Not after the shit JRot and company pulled.
Not after they specifically went into queer safe spaces and told queer fans that they were "paranoid and crazy" and "should seek help" for not trusting them to not kill off Lexa, because they said they wouldn't! How could we even question that?! *Stares at the fucking camera* Not after them pretending to be mad over "leaked" scenes from their love scene getting onto the internet when we all know good and goddamn well they leaked that shit themselves to fucking bait us into watching live for maximum shock and pain. Not after they did everything within their power to trick Clexas into watching 307 live, touting it as such an amazing episode and literally begging everyone on Twitter to ~not spoil such groundbreaking work~ for others, only to kill her literally 2 minutes after finding happiness. Like seeing her die was some kind of ultimate prize. (Special shout out to Clexa Archive for posting it The Second it happened. Absolute OG MVP move.) And not after luring fans to Vancouver to watch the finale being filmed to show them that YAYYYY Lexa was there!!! Giving them false hope that she would be brought back somehow, only to kill her a-fucking-gain.
They used her time and again in the show, referenced her and tried to bait back viewers with mentions and flashbacks and drawings and whatever other manipulative bullshit they pulled. Having God!Lexa not be Lexa-Lexa was just the final slap in the face of 4 long ass years of them treating us like shit. It was the period on a sentence that had already long been written.

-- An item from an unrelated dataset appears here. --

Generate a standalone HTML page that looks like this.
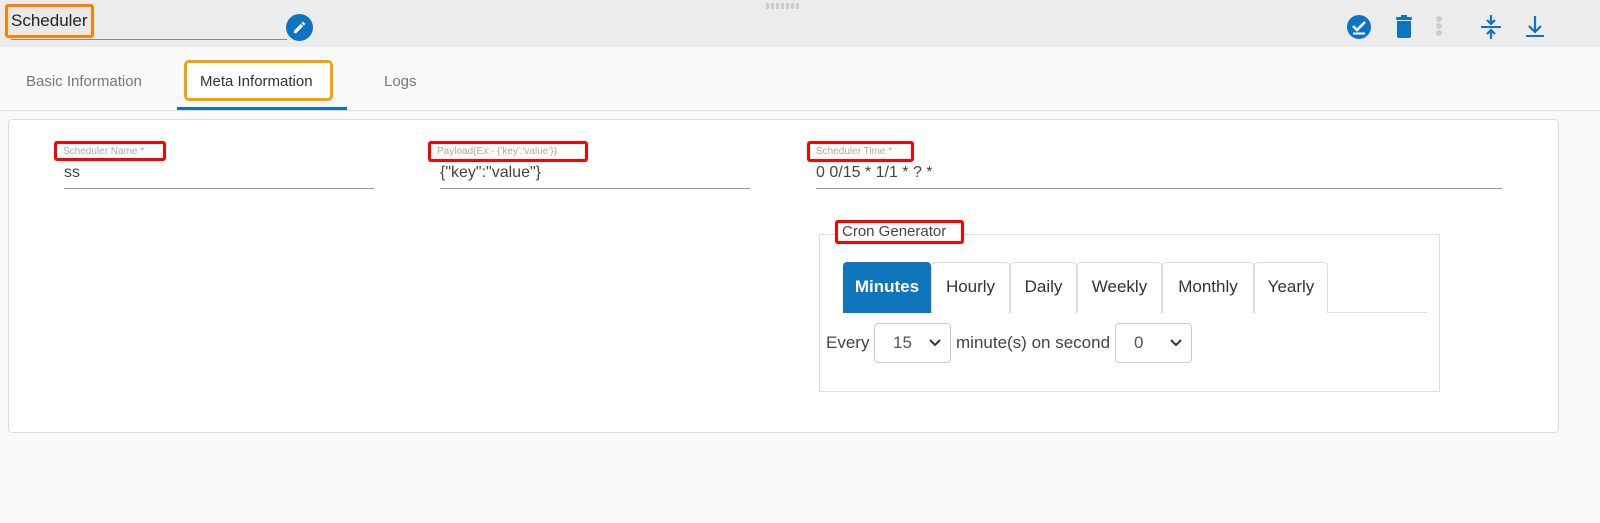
<!DOCTYPE html>
<html><head><style>
*{box-sizing:border-box;margin:0;padding:0}
body{width:1600px;height:523px;background:#f9f9f9;font-family:"Liberation Sans",sans-serif;position:relative;overflow:hidden;color:#333}
.a{position:absolute}
.red{position:absolute;border:3px solid #f00;border-radius:3px;background:#fff}
.lbl{font-size:10px;color:#aaa;white-space:nowrap;padding-left:6px;line-height:15px}
.val{font-size:16px;color:#444}
.line{position:absolute;height:1px;background:#999}
.tab{position:absolute;top:262px;height:51px;border:1px solid #ddd;border-bottom:none;border-radius:4px 4px 0 0;background:#fff;font-size:17px;color:#333;text-align:center;line-height:47px}
.sel{position:absolute;top:323px;width:77px;height:40px;border:1px solid #ccc;border-radius:4px;background:#fff;font-size:17px;color:#555;line-height:38px;padding-left:18px}
.sel svg{position:absolute;right:9px;top:15px}
</style></head><body>
<div class="a" style="left:0;top:0;width:1600px;height:47px;background:#ececec"></div>
<div class="a" style="left:766px;top:3px;width:34px;height:6px;background:repeating-linear-gradient(90deg,#ccc 0 3px,transparent 3px 5px)"></div>
<div class="a" style="left:5px;top:4px;width:89px;height:34px;border:3px solid #ff8000;border-radius:3px;background:#e8e8e8"></div>
<div class="a" style="left:11px;top:11px;font-size:17px;color:#222">Scheduler</div>
<div class="line" style="left:11px;top:39px;width:276px;background:#888"></div>
<div class="a" style="left:286px;top:14px;width:27px;height:27px;border-radius:50%;background:#0d74c4"></div>
<svg class="a" style="left:292px;top:20px" width="15" height="15" viewBox="0 0 24 24"><path fill="#fff" d="M3 17.25V21h3.75L17.8 9.94l-3.75-3.75L3 17.25zM20.7 7.04a1 1 0 000-1.41l-2.34-2.34a1 1 0 00-1.41 0l-1.83 1.83 3.75 3.75 1.83-1.83z"/></svg>
<svg class="a" style="left:1346px;top:14px" width="26" height="26" viewBox="0 0 26 26"><circle cx="13" cy="13" r="12" fill="#0d74c4"/><path d="M7 12l4 4 8-8" stroke="#fff" stroke-width="2.6" fill="none"/><rect x="7" y="18.5" width="12" height="2" fill="#fff"/></svg>
<svg class="a" style="left:1395px;top:15px" width="18" height="24" viewBox="0 0 18 24"><rect x="1" y="2" width="16" height="3" rx="1" fill="#0d74c4"/><rect x="6" y="0" width="6" height="3" fill="#0d74c4"/><path d="M2 6h14v15a2 2 0 01-2 2H4a2 2 0 01-2-2z" fill="#0d74c4"/></svg>
<div class="a" style="left:1436px;top:16px;width:6px;height:6px;border-radius:50%;background:#ccc;box-shadow:0 7px 0 #ccc,0 14px 0 #ccc"></div>
<svg class="a" style="left:1480px;top:14px" width="22" height="26" viewBox="0 0 22 26"><path d="M11 1v9M7 6l4 4 4-4M11 25v-9M7 20l4-4 4 4" stroke="#0d74c4" stroke-width="2.2" fill="none"/><rect x="1" y="12" width="20" height="2" fill="#0d74c4"/></svg>
<svg class="a" style="left:1524px;top:14px" width="22" height="24" viewBox="0 0 22 24"><path d="M11 2v16M5 12l6 6 6-6" stroke="#0d74c4" stroke-width="2.2" fill="none"/><rect x="2" y="21" width="18" height="2" fill="#0d74c4"/></svg>

<div class="a" style="left:0;top:110px;width:1600px;height:1px;background:#ddd"></div>
<div class="a" style="left:26px;top:73px;font-size:15px;color:#777">Basic Information</div>
<div class="a" style="left:184px;top:60px;width:149px;height:41px;border:3px solid #f5a300;border-radius:5px;background:#fff"></div>
<div class="a" style="left:200px;top:73px;font-size:15px;color:#333">Meta Information</div>
<div class="a" style="left:177px;top:107px;width:170px;height:3px;background:#0d74c4"></div>
<div class="a" style="left:384px;top:73px;font-size:15px;color:#777">Logs</div>

<div class="a" style="left:8px;top:119px;width:1551px;height:314px;background:#fff;border:1px solid #ddd;border-radius:4px"></div>

<div class="red" style="left:54px;top:141px;width:112px;height:20px"><div class="lbl">Scheduler Name *</div></div>
<div class="a val" style="left:64px;top:164px">ss</div>
<div class="line" style="left:64px;top:188px;width:310px"></div>
<div class="red" style="left:428px;top:141px;width:160px;height:21px"><div class="lbl">Payload(Ex:- {'key':'value'})</div></div>
<div class="a val" style="left:440px;top:164px">{"key":"value"}</div>
<div class="line" style="left:440px;top:188px;width:310px"></div>
<div class="red" style="left:807px;top:141px;width:107px;height:21px"><div class="lbl">Scheduler Time *</div></div>
<div class="a val" style="left:816px;top:164px">0 0/15 * 1/1 * ? *</div>
<div class="line" style="left:816px;top:188px;width:686px"></div>

<div class="a" style="left:819px;top:234px;width:621px;height:158px;border:1px solid #ddd"></div>
<div class="red" style="left:835px;top:220px;width:129px;height:24px"><div style="font-size:15px;color:#444;padding-left:4px;line-height:18px">Cron Generator</div></div>
<div class="a" style="left:843px;top:312px;width:584px;height:1px;background:#ddd"></div>
<div class="tab" style="left:843px;width:88px;background:#0f75bd;border-color:#0f75bd;color:#fff;font-weight:bold">Minutes</div>
<div class="tab" style="left:931px;width:79px">Hourly</div>
<div class="tab" style="left:1010px;width:67px">Daily</div>
<div class="tab" style="left:1077px;width:85px">Weekly</div>
<div class="tab" style="left:1162px;width:92px">Monthly</div>
<div class="tab" style="left:1254px;width:74px">Yearly</div>
<div class="a" style="left:826px;top:333px;font-size:17px;color:#444">Every</div>
<div class="sel" style="left:874px">15<svg width="12" height="8" viewBox="0 0 12 8"><path d="M1 1l5 5 5-5" stroke="#333" stroke-width="2" fill="none"/></svg></div>
<div class="a" style="left:956px;top:333px;font-size:17px;color:#444">minute(s) on second</div>
<div class="sel" style="left:1115px">0<svg width="12" height="8" viewBox="0 0 12 8"><path d="M1 1l5 5 5-5" stroke="#333" stroke-width="2" fill="none"/></svg></div>
</body></html>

I think the only thing that might've been different would've been the new and fun ways the fandom took it and ran with it and turned it into something 1000× more brilliant and heartfelt and interesting than whatever piss poor writing job they'd have come up with, because that's what we always do. But do I think it would've changed the overall sentiment? No. Not for Clexa OGs at least. Not for the ones who lived through that shit. Fuck them, fuck JRot, fuck that entire show. I'm glad it's dead. The only things about that entire shitshow that'll be remembered in the longrun are Lexa, Clarke, and Clexa. Because of us, the fans. The show itself will fade into obscurity and be forgotten. As it should be.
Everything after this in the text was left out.